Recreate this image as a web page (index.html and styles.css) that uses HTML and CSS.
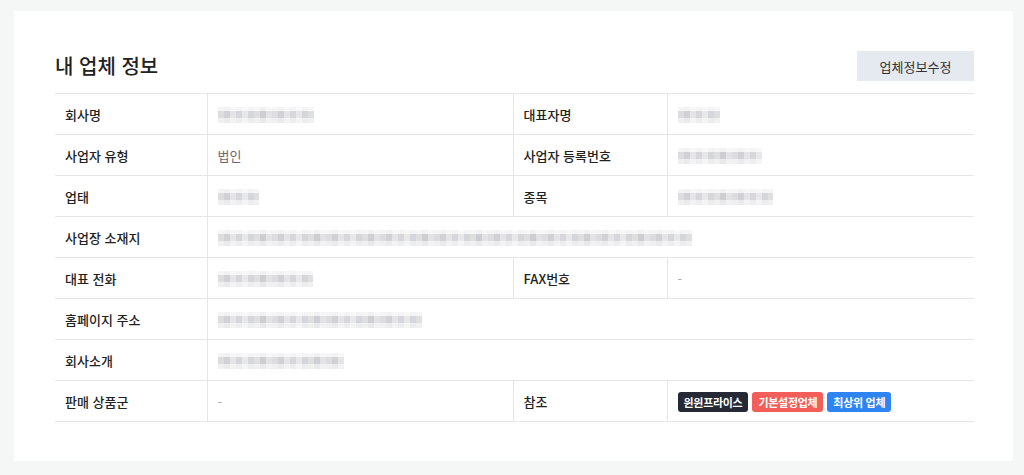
FILE: index.html
```html
<!DOCTYPE html>
<html lang="ko">
<head>
<meta charset="utf-8">
<title>내 업체 정보</title>
<link rel="stylesheet" href="styles.css">
</head>
<body>
<div class="card">
  <div class="card-head">
    <h2 class="title">내 업체 정보</h2>
    <button class="edit-btn" type="button">업체정보수정</button>
  </div>
  <table class="info">
    <colgroup>
      <col class="c-label"><col class="c-value"><col class="c-label2"><col>
    </colgroup>
    <tr>
      <th>회사명</th>
      <td><span class="blur" style="width:96px"></span></td>
      <th class="split">대표자명</th>
      <td><span class="blur" style="width:42px"></span></td>
    </tr>
    <tr>
      <th>사업자 유형</th>
      <td class="txt">법인</td>
      <th class="split">사업자 등록번호</th>
      <td><span class="blur" style="width:84px"></span></td>
    </tr>
    <tr>
      <th>업태</th>
      <td><span class="blur" style="width:41px"></span></td>
      <th class="split">종목</th>
      <td><span class="blur" style="width:95px"></span></td>
    </tr>
    <tr>
      <th>사업장 소재지</th>
      <td colspan="3"><span class="blur" style="width:474px"></span></td>
    </tr>
    <tr>
      <th>대표 전화</th>
      <td><span class="blur" style="width:95px"></span></td>
      <th class="split">FAX번호</th>
      <td class="dash">-</td>
    </tr>
    <tr>
      <th>홈페이지 주소</th>
      <td colspan="3"><span class="blur" style="width:204px"></span></td>
    </tr>
    <tr>
      <th>회사소개</th>
      <td colspan="3"><span class="blur" style="width:126px"></span></td>
    </tr>
    <tr>
      <th>판매 상품군</th>
      <td class="dash">-</td>
      <th class="split">참조</th>
      <td>
        <div class="tags">
          <span class="tag tag-dark">윈윈프라이스</span>
          <span class="tag tag-red">기본설정업체</span>
          <span class="tag tag-blue">최상위 업체</span>
        </div>
      </td>
    </tr>
  </table>
</div>
</body>
</html>
```

FILE: styles.css
```css
html, body {
  margin: 0;
  padding: 0;
}
body {
  background: #f5f7f6;
  padding: 11px 11px 14px 14px;
  font-family: "Noto Sans CJK KR", "Noto Sans", sans-serif;
  color: #222;
}
.card {
  background: #fff;
  padding: 40px 39px 39px 41px;
}
.card-head {
  display: flex;
  align-items: center;
  justify-content: space-between;
  height: 30px;
  margin-bottom: 12px;
}
.title {
  margin: 0;
  font-size: 20px;
  font-weight: 500;
  color: #222;
  letter-spacing: 0;
  line-height: 30px;
}
.edit-btn {
  height: 30px;
  width: 117px;
  border: 0;
  background: #e5e9f0;
  color: #333;
  font-family: inherit;
  font-size: 13px;
  padding: 0;
  cursor: pointer;
}
.info {
  width: 100%;
  border-collapse: collapse;
  table-layout: fixed;
  font-size: 13px;
}
.c-label { width: 152px; }
.c-value { width: 306px; }
.c-label2 { width: 154px; }
.info tr {
  height: 41px;
  border-top: 1px solid #e6e6e6;
  border-bottom: 1px solid #e6e6e6;
}
.info th, .info td {
  padding: 0 10px;
  vertical-align: middle;
  text-align: left;
  height: 40px;
  box-sizing: border-box;
}
.info th {
  font-weight: 500;
  color: #222;
  border-right: 1px solid #e6e6e6;
}
.info th.split {
  border-left: 1px solid #e6e6e6;
}
.info td.txt {
  color: #6d6873;
}
.info td.dash {
  color: #aaa;
}
.blur {
  display: block;
  height: 16px;
  margin-top: 1px;
  background:
    linear-gradient(180deg, rgba(255,255,255,0.75) 0 4px, rgba(255,255,255,0.1) 4px 11px, rgba(255,255,255,0.6) 11px),
    repeating-linear-gradient(90deg, #d9d8dc 0 6px, #cdccd1 6px 12px, #e2e1e4 12px 18px, #d4d2d7 18px 24px, #e6e5e7 24px 30px, #d0d2d7 30px 36px, #dcdbdd 36px 42px, #c9c8cc 42px 48px, #e0dfe1 48px 54px);
}
.tags {
  display: flex;
  gap: 4px;
  margin-top: 2px;
}
.tag {
  display: inline-flex;
  align-items: center;
  height: 20px;
  padding: 0 6px;
  border-radius: 3px;
  color: #fff;
  font-size: 11px;
  font-weight: 700;
  letter-spacing: -0.3px;
}
.tag-dark { background: #252936; }
.tag-red { background: #f45e5a; }
.tag-blue { background: #2f84f4; }
```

**Task details**
Output the material word for word, omitting its pictures.

**Final result**
Recreate this image as a web page (index.html and styles.css) that uses HTML and CSS.
FILE: index.html
```html
<!DOCTYPE html>
<html lang="ko">
<head>
<meta charset="utf-8">
<title>내 업체 정보</title>
<link rel="stylesheet" href="styles.css">
</head>
<body>
<div class="card">
  <div class="card-head">
    <h2 class="title">내 업체 정보</h2>
    <button class="edit-btn" type="button">업체정보수정</button>
  </div>
  <table class="info">
    <colgroup>
      <col class="c-label"><col class="c-value"><col class="c-label2"><col>
    </colgroup>
    <tr>
      <th>회사명</th>
      <td><span class="blur" style="width:96px"></span></td>
      <th class="split">대표자명</th>
      <td><span class="blur" style="width:42px"></span></td>
    </tr>
    <tr>
      <th>사업자 유형</th>
      <td class="txt">법인</td>
      <th class="split">사업자 등록번호</th>
      <td><span class="blur" style="width:84px"></span></td>
    </tr>
    <tr>
      <th>업태</th>
      <td><span class="blur" style="width:41px"></span></td>
      <th class="split">종목</th>
      <td><span class="blur" style="width:95px"></span></td>
    </tr>
    <tr>
      <th>사업장 소재지</th>
      <td colspan="3"><span class="blur" style="width:474px"></span></td>
    </tr>
    <tr>
      <th>대표 전화</th>
      <td><span class="blur" style="width:95px"></span></td>
      <th class="split">FAX번호</th>
      <td class="dash">-</td>
    </tr>
    <tr>
      <th>홈페이지 주소</th>
      <td colspan="3"><span class="blur" style="width:204px"></span></td>
    </tr>
    <tr>
      <th>회사소개</th>
      <td colspan="3"><span class="blur" style="width:126px"></span></td>
    </tr>
    <tr>
      <th>판매 상품군</th>
      <td class="dash">-</td>
      <th class="split">참조</th>
      <td>
        <div class="tags">
          <span class="tag tag-dark">윈윈프라이스</span>
          <span class="tag tag-red">기본설정업체</span>
          <span class="tag tag-blue">최상위 업체</span>
        </div>
      </td>
    </tr>
  </table>
</div>
</body>
</html>
```

FILE: styles.css
```css
html, body {
  margin: 0;
  padding: 0;
}
body {
  background: #f5f7f6;
  padding: 11px 11px 14px 14px;
  font-family: "Noto Sans CJK KR", "Noto Sans", sans-serif;
  color: #222;
}
.card {
  background: #fff;
  padding: 40px 39px 39px 41px;
}
.card-head {
  display: flex;
  align-items: center;
  justify-content: space-between;
  height: 30px;
  margin-bottom: 12px;
}
.title {
  margin: 0;
  font-size: 20px;
  font-weight: 500;
  color: #222;
  letter-spacing: 0;
  line-height: 30px;
}
.edit-btn {
  height: 30px;
  width: 117px;
  border: 0;
  background: #e5e9f0;
  color: #333;
  font-family: inherit;
  font-size: 13px;
  padding: 0;
  cursor: pointer;
}
.info {
  width: 100%;
  border-collapse: collapse;
  table-layout: fixed;
  font-size: 13px;
}
.c-label { width: 152px; }
.c-value { width: 306px; }
.c-label2 { width: 154px; }
.info tr {
  height: 41px;
  border-top: 1px solid #e6e6e6;
  border-bottom: 1px solid #e6e6e6;
}
.info th, .info td {
  padding: 0 10px;
  vertical-align: middle;
  text-align: left;
  height: 40px;
  box-sizing: border-box;
}
.info th {
  font-weight: 500;
  color: #222;
  border-right: 1px solid #e6e6e6;
}
.info th.split {
  border-left: 1px solid #e6e6e6;
}
.info td.txt {
  color: #6d6873;
}
.info td.dash {
  color: #aaa;
}
.blur {
  display: block;
  height: 16px;
  margin-top: 1px;
  background:
    linear-gradient(180deg, rgba(255,255,255,0.75) 0 4px, rgba(255,255,255,0.1) 4px 11px, rgba(255,255,255,0.6) 11px),
    repeating-linear-gradient(90deg, #d9d8dc 0 6px, #cdccd1 6px 12px, #e2e1e4 12px 18px, #d4d2d7 18px 24px, #e6e5e7 24px 30px, #d0d2d7 30px 36px, #dcdbdd 36px 42px, #c9c8cc 42px 48px, #e0dfe1 48px 54px);
}
.tags {
  display: flex;
  gap: 4px;
  margin-top: 2px;
}
.tag {
  display: inline-flex;
  align-items: center;
  height: 20px;
  padding: 0 6px;
  border-radius: 3px;
  color: #fff;
  font-size: 11px;
  font-weight: 700;
  letter-spacing: -0.3px;
}
.tag-dark { background: #252936; }
.tag-red { background: #f45e5a; }
.tag-blue { background: #2f84f4; }
```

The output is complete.